• **Brief**
Give the listing again exactly, omitting its images.
___ Available data ___
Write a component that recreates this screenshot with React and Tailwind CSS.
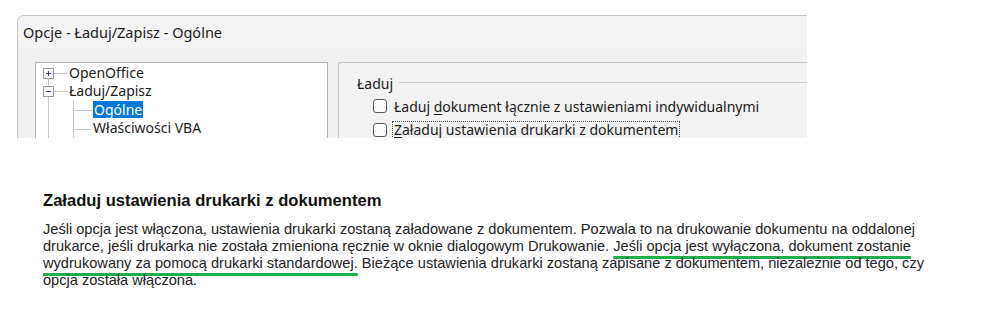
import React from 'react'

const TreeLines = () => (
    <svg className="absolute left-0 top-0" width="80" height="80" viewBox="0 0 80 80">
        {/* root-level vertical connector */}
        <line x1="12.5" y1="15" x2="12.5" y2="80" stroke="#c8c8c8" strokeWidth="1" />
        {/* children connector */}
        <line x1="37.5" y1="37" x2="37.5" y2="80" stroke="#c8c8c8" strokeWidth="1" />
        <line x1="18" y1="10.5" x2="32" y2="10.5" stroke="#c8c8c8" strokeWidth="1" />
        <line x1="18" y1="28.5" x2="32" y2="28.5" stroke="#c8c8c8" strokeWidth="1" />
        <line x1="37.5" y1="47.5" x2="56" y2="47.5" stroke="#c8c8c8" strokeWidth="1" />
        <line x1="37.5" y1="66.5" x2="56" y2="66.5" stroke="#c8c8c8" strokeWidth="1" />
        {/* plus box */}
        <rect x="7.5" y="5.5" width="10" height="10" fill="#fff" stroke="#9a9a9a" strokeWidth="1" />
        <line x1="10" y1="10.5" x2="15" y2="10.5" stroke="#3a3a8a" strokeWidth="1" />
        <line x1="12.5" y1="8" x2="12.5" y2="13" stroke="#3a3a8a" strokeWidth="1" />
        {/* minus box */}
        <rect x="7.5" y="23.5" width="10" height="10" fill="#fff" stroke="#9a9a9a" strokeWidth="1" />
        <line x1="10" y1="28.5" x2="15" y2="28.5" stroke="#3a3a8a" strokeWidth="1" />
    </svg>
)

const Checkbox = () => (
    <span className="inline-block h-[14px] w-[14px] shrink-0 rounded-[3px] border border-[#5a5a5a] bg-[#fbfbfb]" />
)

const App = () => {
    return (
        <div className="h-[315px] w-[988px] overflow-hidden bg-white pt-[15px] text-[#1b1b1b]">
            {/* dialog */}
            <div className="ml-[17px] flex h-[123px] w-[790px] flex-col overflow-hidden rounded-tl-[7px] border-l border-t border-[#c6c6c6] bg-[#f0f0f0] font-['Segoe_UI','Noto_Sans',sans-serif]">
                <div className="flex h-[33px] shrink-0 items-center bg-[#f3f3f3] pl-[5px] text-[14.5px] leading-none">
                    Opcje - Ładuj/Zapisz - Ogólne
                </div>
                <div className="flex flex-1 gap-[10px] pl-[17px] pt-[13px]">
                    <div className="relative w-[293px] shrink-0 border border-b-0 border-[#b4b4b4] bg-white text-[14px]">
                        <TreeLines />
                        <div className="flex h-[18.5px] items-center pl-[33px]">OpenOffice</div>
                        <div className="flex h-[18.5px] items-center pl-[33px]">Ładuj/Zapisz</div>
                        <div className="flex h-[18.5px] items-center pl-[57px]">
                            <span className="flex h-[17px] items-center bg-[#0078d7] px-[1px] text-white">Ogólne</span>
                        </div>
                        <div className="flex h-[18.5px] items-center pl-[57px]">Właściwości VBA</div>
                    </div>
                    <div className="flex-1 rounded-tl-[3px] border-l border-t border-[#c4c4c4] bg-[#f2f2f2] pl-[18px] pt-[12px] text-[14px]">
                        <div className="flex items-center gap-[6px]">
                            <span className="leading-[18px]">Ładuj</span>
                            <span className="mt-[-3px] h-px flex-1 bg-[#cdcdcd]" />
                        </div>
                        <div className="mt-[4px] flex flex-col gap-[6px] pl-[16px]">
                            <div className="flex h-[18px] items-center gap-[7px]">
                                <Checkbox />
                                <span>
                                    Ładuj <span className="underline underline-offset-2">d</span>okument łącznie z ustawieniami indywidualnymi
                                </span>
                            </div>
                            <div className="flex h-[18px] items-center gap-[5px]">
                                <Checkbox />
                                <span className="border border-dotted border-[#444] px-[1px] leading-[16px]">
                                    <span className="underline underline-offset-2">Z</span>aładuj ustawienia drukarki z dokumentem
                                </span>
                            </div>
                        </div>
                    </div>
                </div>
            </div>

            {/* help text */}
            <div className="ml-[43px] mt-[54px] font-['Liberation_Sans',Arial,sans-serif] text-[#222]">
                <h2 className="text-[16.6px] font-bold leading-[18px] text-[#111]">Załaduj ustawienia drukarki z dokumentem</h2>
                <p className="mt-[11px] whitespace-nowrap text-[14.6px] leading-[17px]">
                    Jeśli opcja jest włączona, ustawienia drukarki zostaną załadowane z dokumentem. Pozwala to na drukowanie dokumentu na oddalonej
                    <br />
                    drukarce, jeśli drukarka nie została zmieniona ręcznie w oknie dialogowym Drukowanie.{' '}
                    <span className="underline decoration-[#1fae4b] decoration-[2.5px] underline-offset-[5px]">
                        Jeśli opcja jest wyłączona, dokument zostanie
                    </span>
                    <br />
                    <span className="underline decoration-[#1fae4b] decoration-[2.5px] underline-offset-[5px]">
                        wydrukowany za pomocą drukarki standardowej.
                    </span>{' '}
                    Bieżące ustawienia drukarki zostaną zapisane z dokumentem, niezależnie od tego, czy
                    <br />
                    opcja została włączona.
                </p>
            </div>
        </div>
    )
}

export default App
___
• **Result of this exercise**
Write a component that recreates this screenshot with React and Tailwind CSS.
import React from 'react'

const TreeLines = () => (
    <svg className="absolute left-0 top-0" width="80" height="80" viewBox="0 0 80 80">
        {/* root-level vertical connector */}
        <line x1="12.5" y1="15" x2="12.5" y2="80" stroke="#c8c8c8" strokeWidth="1" />
        {/* children connector */}
        <line x1="37.5" y1="37" x2="37.5" y2="80" stroke="#c8c8c8" strokeWidth="1" />
        <line x1="18" y1="10.5" x2="32" y2="10.5" stroke="#c8c8c8" strokeWidth="1" />
        <line x1="18" y1="28.5" x2="32" y2="28.5" stroke="#c8c8c8" strokeWidth="1" />
        <line x1="37.5" y1="47.5" x2="56" y2="47.5" stroke="#c8c8c8" strokeWidth="1" />
        <line x1="37.5" y1="66.5" x2="56" y2="66.5" stroke="#c8c8c8" strokeWidth="1" />
        {/* plus box */}
        <rect x="7.5" y="5.5" width="10" height="10" fill="#fff" stroke="#9a9a9a" strokeWidth="1" />
        <line x1="10" y1="10.5" x2="15" y2="10.5" stroke="#3a3a8a" strokeWidth="1" />
        <line x1="12.5" y1="8" x2="12.5" y2="13" stroke="#3a3a8a" strokeWidth="1" />
        {/* minus box */}
        <rect x="7.5" y="23.5" width="10" height="10" fill="#fff" stroke="#9a9a9a" strokeWidth="1" />
        <line x1="10" y1="28.5" x2="15" y2="28.5" stroke="#3a3a8a" strokeWidth="1" />
    </svg>
)

const Checkbox = () => (
    <span className="inline-block h-[14px] w-[14px] shrink-0 rounded-[3px] border border-[#5a5a5a] bg-[#fbfbfb]" />
)

const App = () => {
    return (
        <div className="h-[315px] w-[988px] overflow-hidden bg-white pt-[15px] text-[#1b1b1b]">
            {/* dialog */}
            <div className="ml-[17px] flex h-[123px] w-[790px] flex-col overflow-hidden rounded-tl-[7px] border-l border-t border-[#c6c6c6] bg-[#f0f0f0] font-['Segoe_UI','Noto_Sans',sans-serif]">
                <div className="flex h-[33px] shrink-0 items-center bg-[#f3f3f3] pl-[5px] text-[14.5px] leading-none">
                    Opcje - Ładuj/Zapisz - Ogólne
                </div>
                <div className="flex flex-1 gap-[10px] pl-[17px] pt-[13px]">
                    <div className="relative w-[293px] shrink-0 border border-b-0 border-[#b4b4b4] bg-white text-[14px]">
                        <TreeLines />
                        <div className="flex h-[18.5px] items-center pl-[33px]">OpenOffice</div>
                        <div className="flex h-[18.5px] items-center pl-[33px]">Ładuj/Zapisz</div>
                        <div className="flex h-[18.5px] items-center pl-[57px]">
                            <span className="flex h-[17px] items-center bg-[#0078d7] px-[1px] text-white">Ogólne</span>
                        </div>
                        <div className="flex h-[18.5px] items-center pl-[57px]">Właściwości VBA</div>
                    </div>
                    <div className="flex-1 rounded-tl-[3px] border-l border-t border-[#c4c4c4] bg-[#f2f2f2] pl-[18px] pt-[12px] text-[14px]">
                        <div className="flex items-center gap-[6px]">
                            <span className="leading-[18px]">Ładuj</span>
                            <span className="mt-[-3px] h-px flex-1 bg-[#cdcdcd]" />
                        </div>
                        <div className="mt-[4px] flex flex-col gap-[6px] pl-[16px]">
                            <div className="flex h-[18px] items-center gap-[7px]">
                                <Checkbox />
                                <span>
                                    Ładuj <span className="underline underline-offset-2">d</span>okument łącznie z ustawieniami indywidualnymi
                                </span>
                            </div>
                            <div className="flex h-[18px] items-center gap-[5px]">
                                <Checkbox />
                                <span className="border border-dotted border-[#444] px-[1px] leading-[16px]">
                                    <span className="underline underline-offset-2">Z</span>aładuj ustawienia drukarki z dokumentem
                                </span>
                            </div>
                        </div>
                    </div>
                </div>
            </div>

            {/* help text */}
            <div className="ml-[43px] mt-[54px] font-['Liberation_Sans',Arial,sans-serif] text-[#222]">
                <h2 className="text-[16.6px] font-bold leading-[18px] text-[#111]">Załaduj ustawienia drukarki z dokumentem</h2>
                <p className="mt-[11px] whitespace-nowrap text-[14.6px] leading-[17px]">
                    Jeśli opcja jest włączona, ustawienia drukarki zostaną załadowane z dokumentem. Pozwala to na drukowanie dokumentu na oddalonej
                    <br />
                    drukarce, jeśli drukarka nie została zmieniona ręcznie w oknie dialogowym Drukowanie.{' '}
                    <span className="underline decoration-[#1fae4b] decoration-[2.5px] underline-offset-[5px]">
                        Jeśli opcja jest wyłączona, dokument zostanie
                    </span>
                    <br />
                    <span className="underline decoration-[#1fae4b] decoration-[2.5px] underline-offset-[5px]">
                        wydrukowany za pomocą drukarki standardowej.
                    </span>{' '}
                    Bieżące ustawienia drukarki zostaną zapisane z dokumentem, niezależnie od tego, czy
                    <br />
                    opcja została włączona.
                </p>
            </div>
        </div>
    )
}

export default App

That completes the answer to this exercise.